Intuitively one then naturally expects that the constant $C$ is itself positive, and with some work this can be proved.
(Work is needed since some infinite products of positive numbers equal zero.)

==Negative numbers==
As stated above, the conjecture is not true: the single polynomial $f_1(x)=-x$ produces only negative numbers when given a positive argument, so the fraction of prime numbers among its values is always zero. There are two equally valid ways of refining the conjecture to avoid this difficulty:
- One may require all the polynomials to have positive leading coefficients, so that only a constant number of their values can be negative.
- Alternatively, one may allow negative leading coefficients but count a negative number as being prime when its absolute value is prime.
It is reasonable to allow negative numbers to count as primes as a step towards formulating more general conjectures that apply to other systems of numbers than the integers, but at the same time it is easy
to just negate the polynomials if necessary to reduce to the case where the leading coefficients are positive.

==Examples==
If the system of polynomials consists of the single polynomial $f_1(x)=x$, then the values $n$ for which $f_1(n)$ is prime are themselves the prime numbers, and the conjecture becomes a restatement of the prime number theorem.
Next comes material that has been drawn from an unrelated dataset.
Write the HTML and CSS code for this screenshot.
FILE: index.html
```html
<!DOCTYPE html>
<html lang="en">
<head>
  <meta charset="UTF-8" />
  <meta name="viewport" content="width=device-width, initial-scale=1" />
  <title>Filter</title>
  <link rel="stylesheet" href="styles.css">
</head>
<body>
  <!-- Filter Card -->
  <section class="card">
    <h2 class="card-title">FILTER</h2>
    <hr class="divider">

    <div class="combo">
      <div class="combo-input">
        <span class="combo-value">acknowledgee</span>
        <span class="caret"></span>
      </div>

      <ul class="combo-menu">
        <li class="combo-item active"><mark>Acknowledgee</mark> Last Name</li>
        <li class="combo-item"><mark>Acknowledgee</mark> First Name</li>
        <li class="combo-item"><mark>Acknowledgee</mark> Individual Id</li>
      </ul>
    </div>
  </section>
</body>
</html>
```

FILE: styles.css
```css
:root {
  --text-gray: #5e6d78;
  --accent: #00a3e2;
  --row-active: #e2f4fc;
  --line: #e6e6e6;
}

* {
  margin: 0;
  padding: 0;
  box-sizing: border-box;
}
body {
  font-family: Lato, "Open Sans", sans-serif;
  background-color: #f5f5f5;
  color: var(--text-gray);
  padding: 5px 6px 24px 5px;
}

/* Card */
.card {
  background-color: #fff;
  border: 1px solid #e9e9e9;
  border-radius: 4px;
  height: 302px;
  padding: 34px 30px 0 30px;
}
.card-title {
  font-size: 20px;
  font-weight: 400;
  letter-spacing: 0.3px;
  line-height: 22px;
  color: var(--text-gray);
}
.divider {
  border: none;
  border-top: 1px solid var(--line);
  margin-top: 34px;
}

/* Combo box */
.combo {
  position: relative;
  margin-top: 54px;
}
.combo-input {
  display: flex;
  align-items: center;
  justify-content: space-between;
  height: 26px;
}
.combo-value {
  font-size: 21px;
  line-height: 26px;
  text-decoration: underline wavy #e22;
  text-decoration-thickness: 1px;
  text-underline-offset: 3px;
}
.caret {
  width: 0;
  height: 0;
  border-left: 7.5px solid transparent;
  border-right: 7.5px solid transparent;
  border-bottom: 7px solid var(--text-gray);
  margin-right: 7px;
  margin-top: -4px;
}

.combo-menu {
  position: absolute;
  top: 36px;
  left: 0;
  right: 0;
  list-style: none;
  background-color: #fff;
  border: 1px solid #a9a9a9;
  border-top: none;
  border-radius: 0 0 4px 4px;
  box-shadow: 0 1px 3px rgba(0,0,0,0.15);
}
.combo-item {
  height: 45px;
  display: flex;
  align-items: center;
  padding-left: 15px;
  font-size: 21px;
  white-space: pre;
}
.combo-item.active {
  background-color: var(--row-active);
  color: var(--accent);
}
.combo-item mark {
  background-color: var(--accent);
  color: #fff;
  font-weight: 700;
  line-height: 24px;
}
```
If the system of polynomials consists of the two polynomials $f_1(x)=x$ and $f_2(x)=x+2$, then the values of $n$ for which both $f_1(n)$ and $f_2(n)$ are prime are just the smaller of the two primes in every pair of twin primes. In this case, the Bateman–Horn conjecture reduces to the Hardy–Littlewood conjecture on the density of twin primes, according to which the number of twin prime pairs less than $x$ is
$\pi_2(x) \sim 2 \prod_{p\ge 3} \frac{p(p-2)}{(p-1)^2}\frac{x}{(\log x)^2 } \approx 1.32 \frac {x}{(\log x)^2}.$

==Analogue for polynomials over a finite field==

When the integers are replaced by the polynomial ring $F[u]$ for a finite field $F$, one can ask how often a finite set of polynomials $f_i(x)$ in $F[u][x]$ simultaneously takes irreducible values in $F[u]$ when we substitute for $x$ elements of $F[u]$. Well-known analogies between integers and $F[u]$ suggest an analogue of the Bateman–Horn conjecture over $F[u]$, but this is wrong: for example, data suggest that the polynomial

$x^3 + u\,$

in $F_3[u][x]$ takes (asymptotically) the expected number of irreducible values when $x$ runs over polynomials in $F_3[u]$ of odd degree, but it appears to take (asymptotically) twice as many irreducible values as expected when $x$ runs over polynomials of degree that is 2 mod 4, while it (provably) takes no irreducible values at all when $x$ runs over nonconstant polynomials with degree that is a multiple of 4. An analogue of the Bateman–Horn conjecture over $F[u]$ which fits numerical data uses an additional factor in the asymptotics which depends on the value of $d$ mod 4, where $d$ is the degree of the polynomials in $F[u]$ over which $x$ is sampled.